3  Seeing whatever arises as enlightened wisdom method

 

Everything that occurs is not only useable and workable but is actually the path itself. We can use everything that happens as the means for waking up.

 

“When the world is filled with evil, all mishaps and difficulties, should be transformed into the path of enlightenment.”

         

                                                                                                     Lojong slogan

 

Whether we regard our situation as heaven or hell depends on our perception.

 

We don’t experience the world fully unless we are willing to give everything away.

 

Thinking that we have ample time to do things later is the greatest myth, the greatest hang-up, and the greatest poison.

 

Samaya bond-(sacred oath)-It’s a pact that they make to attain enlightenment together, The teacher will never give up on the student no matter how mixed up he or she might be, and the student will also never leave the teacher.

 

We take what we hear to heart and we do our best to put it into practice in our everyday life.

 

When we find our essential wisdom and Buddha Nature, it’s like finding that the sky and the sun are always there and that it’s the storms and the clouds that come and go.

 

Our relationship with the phenomenal world has always been choice-less.
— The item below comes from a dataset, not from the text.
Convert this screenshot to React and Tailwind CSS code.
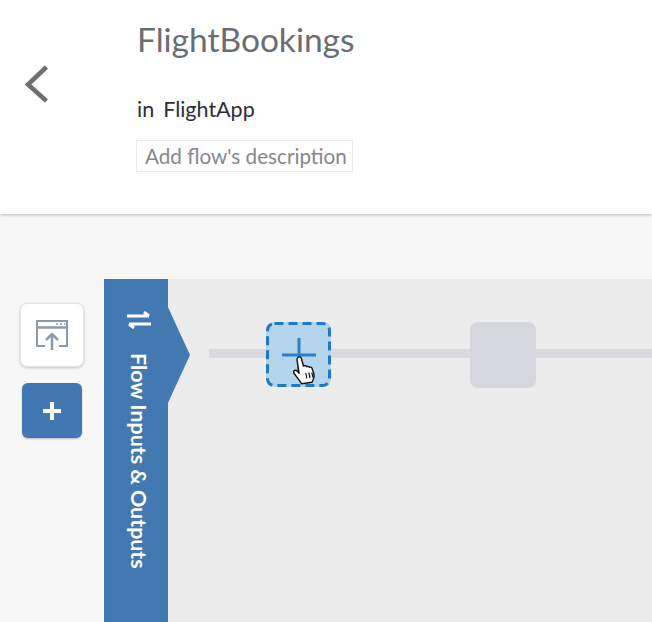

The choice we think we have is called ego.

 

The dharma can heal our wounds, our vary ancient wounds that come not from original sin but from a misunderstanding so old that we can no longer see it.

 

Marpa’s principle student was Milarepa, and initially their relationship was a tough one. Milarepa had no doubt that Marpa could lead him to enlightenment. Therefore, Milarepa told him, “I commit myself to you totally with body, speech and mind. Please help me realise my true nature.” Then the challenges began. Milarepa had accumulated a lot of karmic baggage. In particular, he had killed a lot of people and caused a lot of pain. In order for him to put down that load, he had to undergo many trials. Marpa kept making him build towers; when they were almost complete, he would yell at Milarepa to tear them down. Milarepa suffered much in his early days with Marpa. He couldn’t get any teachings, and he was continually insulted, and he built towers until his hands and back were one big sore. Nevertheless, Milarepa never doubted Marpa’s motivation and in truth, although he rarely displayed it, Marpa loved Milarepa with his whole heart and wanted only to help him wake up fully. Each time Milarepa surrendered to the situation, each time he dropped his resentment, depression, and pride, he was so naked that he had nothing left to lose. Then Marpa gave him the teachings and their relationship entered a new phase of tenderness and warmth. But it’s a process. In the beginning, our habit of running away is so deep-seated that we just experiment with this trick of being bound. We do this by practicing meditation. At first the meditation instruction is all we have to keep us from disassociating from our body, speech and mind. Year after year, we just keep coming back to our own experience of being in the present moment.